1915 is a bit of the redheaded stepchild of the Great War. It doesn’t have the claims to newness of 1914 or the major meatgrinding battles of 1916 that followed. Truthfully, the year gets short shrift often in works on the war. However, it would be a mistake to think nothing happened in the twelve months between 1914 and 1916. This was the year of the failed French offensives in Artois and Champagne. It was the year the Canadians arrived in Flanders near where a lonely mound of mud called Vimy Ridge waited.

This was the first year of the submarine. Immediately after the war began, Great Britain flung a blockade around the German ports and slowly began cutting off supplies from the Kaiser and his army. While the German High Seas Fleet remained bottled up in port, the unterseebooten were able to slip past the great grey warships of Britain’s Grand Fleet and begin unleashing havoc in the north Atlantic. At first, the u-boats practiced unrestricted warfare and sank anything in sight; unfortunately for the Kriegsmarine, U-20 sank a great prize on May 1, 1915 . . . The RMS Lusitania. The deaths of nearly 100 American passengers aboard the liner woke the sleeping giant and though swift and obsequious German diplomacy soothed the great beast for awhile, she would doze but fitfully for just a few more years before striding across the Pond to defend the country which birthed her.

Belgian troops with early, crude gas masks.

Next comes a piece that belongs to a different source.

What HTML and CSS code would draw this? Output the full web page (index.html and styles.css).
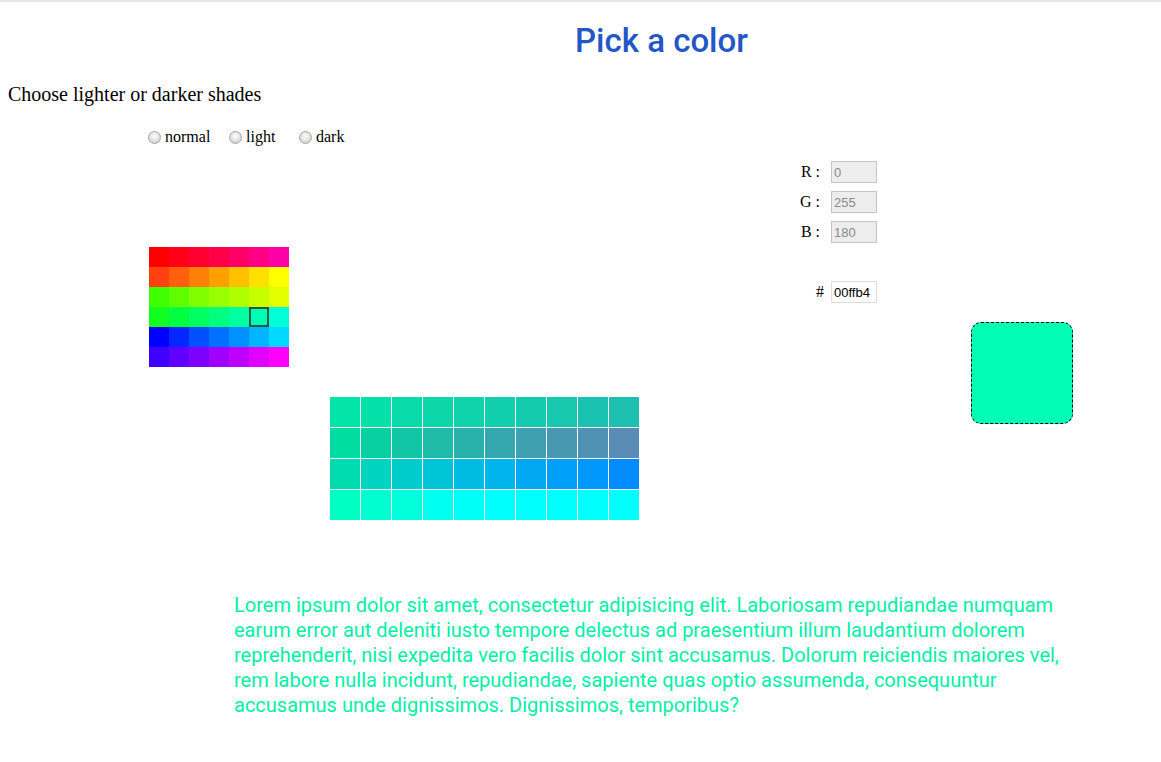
FILE: index.html
```html
<!DOCTYPE html>
<html lang="en">
<head>
<meta charset="utf-8">
<title>Pick a color</title>
<link rel="stylesheet" href="styles.css">
</head>
<body>
<div class="page">
  <h1 class="title">Pick a color</h1>
  <p class="subtitle">Choose lighter or darker shades</p>

  <div class="main">
    <div class="left">
      <div class="options">
        <label class="opt opt-normal"><input type="radio" name="shade" class="radio">normal</label>
        <label class="opt opt-light"><input type="radio" name="shade" class="radio">light</label>
        <label class="opt opt-dark"><input type="radio" name="shade" class="radio">dark</label>
      </div>

      <div class="palette">
        <div class="cell" style="background:#ff0000"></div>
        <div class="cell" style="background:#ff0018"></div>
        <div class="cell" style="background:#ff0030"></div>
        <div class="cell" style="background:#ff0048"></div>
        <div class="cell" style="background:#ff0066"></div>
        <div class="cell" style="background:#ff0084"></div>
        <div class="cell" style="background:#ff00a6"></div>

        <div class="cell" style="background:#ff4010"></div>
        <div class="cell" style="background:#ff6010"></div>
        <div class="cell" style="background:#ff8008"></div>
        <div class="cell" style="background:#ffa000"></div>
        <div class="cell" style="background:#ffc000"></div>
        <div class="cell" style="background:#ffe000"></div>
        <div class="cell" style="background:#ffff00"></div>

        <div class="cell" style="background:#40ff00"></div>
        <div class="cell" style="background:#60ff00"></div>
        <div class="cell" style="background:#80ff00"></div>
        <div class="cell" style="background:#98ff00"></div>
        <div class="cell" style="background:#b0ff00"></div>
        <div class="cell" style="background:#c8ff00"></div>
        <div class="cell" style="background:#e4ff00"></div>

        <div class="cell" style="background:#10ff20"></div>
        <div class="cell" style="background:#00ff40"></div>
        <div class="cell" style="background:#00ff60"></div>
        <div class="cell" style="background:#00ff80"></div>
        <div class="cell" style="background:#00ffa0"></div>
        <div class="cell selected" style="background:#00ffb4"></div>
        <div class="cell" style="background:#00ffd8"></div>

        <div class="cell" style="background:#0000ff"></div>
        <div class="cell" style="background:#0028ff"></div>
        <div class="cell" style="background:#0050ff"></div>
        <div class="cell" style="background:#0070ff"></div>
        <div class="cell" style="background:#0090ff"></div>
        <div class="cell" style="background:#00b4ff"></div>
        <div class="cell" style="background:#00d8ff"></div>

        <div class="cell" style="background:#4000ff"></div>
        <div class="cell" style="background:#6000ff"></div>
        <div class="cell" style="background:#8000ff"></div>
        <div class="cell" style="background:#a000ff"></div>
        <div class="cell" style="background:#c000ff"></div>
        <div class="cell" style="background:#e000ff"></div>
        <div class="cell" style="background:#ff00ff"></div>
      </div>

      <div class="shades">
        <div class="shade" style="background:#02e4a7"></div>
        <div class="shade" style="background:#05dfa8"></div>
        <div class="shade" style="background:#08dba9"></div>
        <div class="shade" style="background:#0bd7aa"></div>
        <div class="shade" style="background:#0ed3ab"></div>
        <div class="shade" style="background:#11cfac"></div>
        <div class="shade" style="background:#14cbad"></div>
        <div class="shade" style="background:#17c7ae"></div>
        <div class="shade" style="background:#1ac3af"></div>
        <div class="shade" style="background:#1fbfb0"></div>

        <div class="shade" style="background:#00dca0"></div>
        <div class="shade" style="background:#08d0a2"></div>
        <div class="shade" style="background:#12c6a5"></div>
        <div class="shade" style="background:#1dbba8"></div>
        <div class="shade" style="background:#28b0ab"></div>
        <div class="shade" style="background:#33a8ae"></div>
        <div class="shade" style="background:#3ea0b0"></div>
        <div class="shade" style="background:#4898b2"></div>
        <div class="shade" style="background:#5092b3"></div>
        <div class="shade" style="background:#5a8db5"></div>

        <div class="shade" style="background:#00dcb0"></div>
        <div class="shade" style="background:#00d4c0"></div>
        <div class="shade" style="background:#00cccc"></div>
        <div class="shade" style="background:#00c4d8"></div>
        <div class="shade" style="background:#00bce2"></div>
        <div class="shade" style="background:#00b4ec"></div>
        <div class="shade" style="background:#00a8f2"></div>
        <div class="shade" style="background:#00a0f8"></div>
        <div class="shade" style="background:#0098fc"></div>
        <div class="shade" style="background:#008cff"></div>

        <div class="shade" style="background:#00ffc2"></div>
        <div class="shade" style="background:#00ffce"></div>
        <div class="shade" style="background:#00ffda"></div>
        <div class="shade" style="background:#00ffee"></div>
        <div class="shade" style="background:#00fff6"></div>
        <div class="shade" style="background:#00ffff"></div>
        <div class="shade" style="background:#00ffff"></div>
        <div class="shade" style="background:#00ffff"></div>
        <div class="shade" style="background:#00ffff"></div>
        <div class="shade" style="background:#00ffff"></div>
      </div>
    </div>

    <div class="right">
      <div class="fields">
        <div class="field"><span class="field-label">R :</span><input class="num" type="text" value="0" disabled></div>
        <div class="field"><span class="field-label">G :</span><input class="num" type="text" value="255" disabled></div>
        <div class="field"><span class="field-label">B :</span><input class="num" type="text" value="180" disabled></div>
        <div class="field field-hex"><span class="field-label hex-label">#</span><input class="num hex" type="text" value="00ffb4"></div>
      </div>
      <div class="swatch"></div>
    </div>
  </div>

  <p class="lorem">Lorem ipsum dolor sit amet, consectetur adipisicing elit. Laboriosam repudiandae numquam earum error aut deleniti iusto tempore delectus ad praesentium illum laudantium dolorem reprehenderit, nisi expedita vero facilis dolor sint accusamus. Dolorum reiciendis maiores vel, rem labore nulla incidunt, repudiandae, sapiente quas optio assumenda, consequuntur accusamus unde dignissimos. Dignissimos, temporibus?</p>
</div>
</body>
</html>
```

FILE: styles.css
```css
* {
  box-sizing: border-box;
}

html, body {
  margin: 0;
  padding: 0;
  background: #ffffff;
}

body {
  font-family: "Liberation Serif", "Times New Roman", serif;
  color: #000;
}

.page {
  border-top: 2px solid #e4e4e4;
  min-height: 760px;
}

.title {
  margin: 20px 0 0;
  padding-left: 162px;
  text-align: center;
  font-family: Roboto, "Noto Sans", sans-serif;
  font-weight: 500;
  font-size: 33px;
  line-height: 38px;
  color: #2356c6;
}

.subtitle {
  margin: 23px 0 22px;
  padding-left: 8px;
  font-size: 20px;
  line-height: 23px;
}

.main {
  display: flex;
  align-items: flex-start;
}

.left {
  width: 801px;
  padding-left: 148px;
  display: flex;
  flex-direction: column;
  align-items: flex-start;
}

.options {
  display: flex;
  align-items: center;
  height: 18px;
  font-size: 16px;
  line-height: 18px;
}

.opt {
  display: flex;
  align-items: center;
}

.opt-normal { width: 81px; }
.opt-light { width: 70px; }

.radio {
  -webkit-appearance: none;
  appearance: none;
  width: 13px;
  height: 13px;
  margin: 0 4px 0 0;
  border: 1px solid #a6a6a6;
  border-radius: 50%;
  background: radial-gradient(circle at 50% 40%, #ffffff 0%, #e6e6e6 45%, #c4c4c4 100%);
}

.palette {
  margin-top: 101px;
  margin-left: 1px;
  display: grid;
  grid-template-columns: repeat(7, 20px);
  grid-auto-rows: 20px;
}

.cell {
  width: 20px;
  height: 20px;
}

.cell.selected {
  box-shadow: inset 0 0 0 2px #1c5a44;
}

.shades {
  margin-top: 30px;
  margin-left: 182px;
  display: grid;
  grid-template-columns: repeat(10, 30px);
  grid-auto-rows: 30px;
  gap: 1px;
}

.right {
  width: 272px;
  margin-top: 33px;
  display: flex;
  flex-direction: column;
}

.fields {
  width: 76px;
  display: flex;
  flex-direction: column;
  gap: 8px;
}

.field {
  display: flex;
  align-items: center;
  justify-content: flex-end;
  font-size: 16px;
  line-height: 18px;
}

.field-label {
  margin-right: 11px;
  white-space: nowrap;
}

.field-hex {
  margin-top: 30px;
}

.hex-label {
  margin-right: 7px;
}

.num {
  width: 46px;
  height: 22px;
  padding: 0 2px;
  border: 1px solid #c4c4c4;
  background: #ededed;
  color: #8a8a8a;
  font-family: "Liberation Sans", Arial, sans-serif;
  font-size: 13px;
}

.num.hex {
  background: #ffffff;
  color: #000;
  border-color: #dcdcdc;
}

.swatch {
  align-self: flex-end;
  margin-top: 19px;
  width: 102px;
  height: 102px;
  border: 1px dashed #000;
  border-radius: 10px;
  background: #00ffb4;
}

.lorem {
  margin: 73px 0 0 234px;
  width: 830px;
  font-family: Roboto, "Noto Sans", sans-serif;
  font-size: 20px;
  line-height: 25px;
  color: #00f0aa;
}
```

1915 also marked the first use of arguably the most infamous weapon of the war when the Germans opened cylinders of poison gas which then drifted languidly and deadly across the fields of the Ypres salient to begin the Second Battle of Ypres. Before long, all the combatants rushed in a headlong sprint to develop newer and more effective gasses to kill one another as well and better gas masks to keep their own casualties to a minimum.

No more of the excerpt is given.